D’une part, les femmes politiques disparaissent comme l’oxygène à mesure que l’on monte en altitude, d’autre part la cause et le symptôme de cette invisibilisation (on est bien dans ce genre de souci cyclique dans lequel on ne sait plus où est la tête, où est la queue. Comme tant d’hommes me direz-vous, mais ne nous égarons pas), c’est que la politique n’est pas un endroit où il est normal de voir réussir des femmes.
Il ne s’agit pas de m’insurger contre une célébration de la diversité à laquelle on aspire. Mais ne me dites pas qu’il s’agissait de se réjouir, alors que le lexique choisi tient surtout de l’étonnement (on parle d' »insolite », de « casting étonn[ant] », de « surprise ») . On est bien moins dans le « oh cool ! » ou le « enfin ! » que dans le « so weird… ». Étranges, les femmes en politiques. Étrangères. En pays que le masculin pensait pourtant conquis.
Mais t’inquiète hein, l’article nous rassure très vite : De Croo a écrit un livre sur le sujet. Le sujet de la fâmme, je veux dire. Et donc, « il faut bien dire qu’[il] était attendu au tournant ». OK on peut respirer, y’a une raison rationnelle à tout ça. Une explication. N’allez donc pas croire non plus qu’elles aient quelque chose à foutre là.
Trouver qu’on exagère en nous citant vos trois exemples et demi de femmes cheffes d’État dès qu’on parle d’invisibilisation, et en même temps traiter systématiquement les femmes comme exotiques dans la sphère politique, y’a un moment ça va commencer à se voir.

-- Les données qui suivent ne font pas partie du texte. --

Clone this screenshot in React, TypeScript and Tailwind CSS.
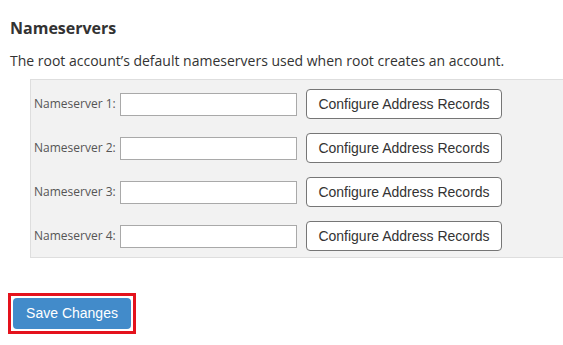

« La femme », cette adorable incompétente
Ensuite, et pour enfoncer le clou, il y a ce pernicieux amalgame du titre : femmes, jeunes, néophytes. En plus de la condescendance du « mais qu’est-ce que ces gens foutent là ? Regardez comme iels sont pas à leur place », une épaisse couche d’infantilisation consiste à mettre tout le monde, femmes incluses, dans le même sac, étiqueté « inexpérimenté·es », sur qui plane, comme le confirme l’article, le lourd soupçon de l’incompétence. Le sac de celleux qui vont devoir faire leurs preuves.
Le paragraphe traitant de cette inexpérience ne se gêne d’ailleurs pas pour mêler nouvelle diversité et inexpérience : « Une nouvelle génération également, représentative de la diversité du pays, […] qui devra faire ses preuves. Car le revers de la médaille, c’est l’inexpérience de plus d’un ministre ou secrétaire d’Etat. » Là encore, votre réjouissance sonne étrangement comme de la bonne vieille méfiance.

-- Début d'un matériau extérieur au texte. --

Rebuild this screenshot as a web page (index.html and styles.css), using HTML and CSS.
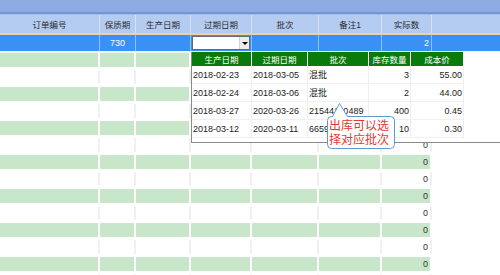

Genre ouais, les nouveaux c’est bien, mais on sait pas ce qu’ils valent, alors que les AUTRES, les anciens, les vétérans, les normaux, *cough* les hommes blancs *cough*. Excusez, chat dans la gorge, je disais donc : LES HOMMES BLANCS CIS PRIVILÉGIÉS. Eux on sait. Eux ils ont fait leurs preuves, regarde la crise sanitaire. Ah ouais non, on s’est mal compris·es, on voulait pas dire qu’il fallait que les preuves soient probantes en positif hein. Enfin sauf pour les nouveaux, qui avaient qu’à être là avant.
Étonnement sélectif
Je m’étonne, enfin, que le caractère « insolite » du gouvernement Vivaldi, porte sur la diversité de son inexpérience, alors que tant de choses me semblent autrement surprenantes. Je répète, il me semble crucial de mesurer l’avancée de la cause, en comptant les minorités pour les célébrer ou en déplorer le nombre. Ce que cet article ne fait pas. Il s’effare, avec quelques décennies de retard, que quelques femmes aient voix au chapitre dans les sphères de pouvoir.
Et le fait que ce gouvernement ainsi créé poursuive de nombreuses dynasties belges, j’sais pas, ça t’étonne pas ? On réfléchit une seconde à ce qu’une meuf se prendrait dans la gueule, notamment en termes de soupçons d’incompétence, si elle était si limpidement la fille de, sœur de, cousine au troisième degré de, voisine-il-y-a-deux-ans-mais-la-collusion-est-évidente de ?
Et si la meuf en question était non-blanche? Et si la meuf en question était non-valide? Et si la meuf en question était non-binaire? Je suis désolée de n’envisager ces personnes imaginaires qu’en rapport à la norme, mais c’est précisément cette norme invisible, so-called neutre, so-called universelle, qu’il me parait urgent de mettre à jour. Cette norme précisément, comme rempart à l’étonnement. Qui autorise tout, là où l’existence même, la présence même de son contraire est insolite.
Mais nan, on va pas développer ce point là Jean-Mich, on a plus le temps. Et le fait que le gouvernement se soit créé sur l’enfouissement du projet de loi assouplissant les conditions d’accès à l’IVG en Belgique ? Et le fait que le gouvernement si diversifié soit plutôt très blanc ? Enfin je sais pas, y’a un tas d’autres choses qui me sidèrent quant à la composition de ce gouvernement, qui nous auraient épargné un « holala regarde, des femmes, c’est ouf ! »
Remettez-vous, on est là. On est partout. Quittez donc votre état de sidération, et réjouissez-vous bordel de cul.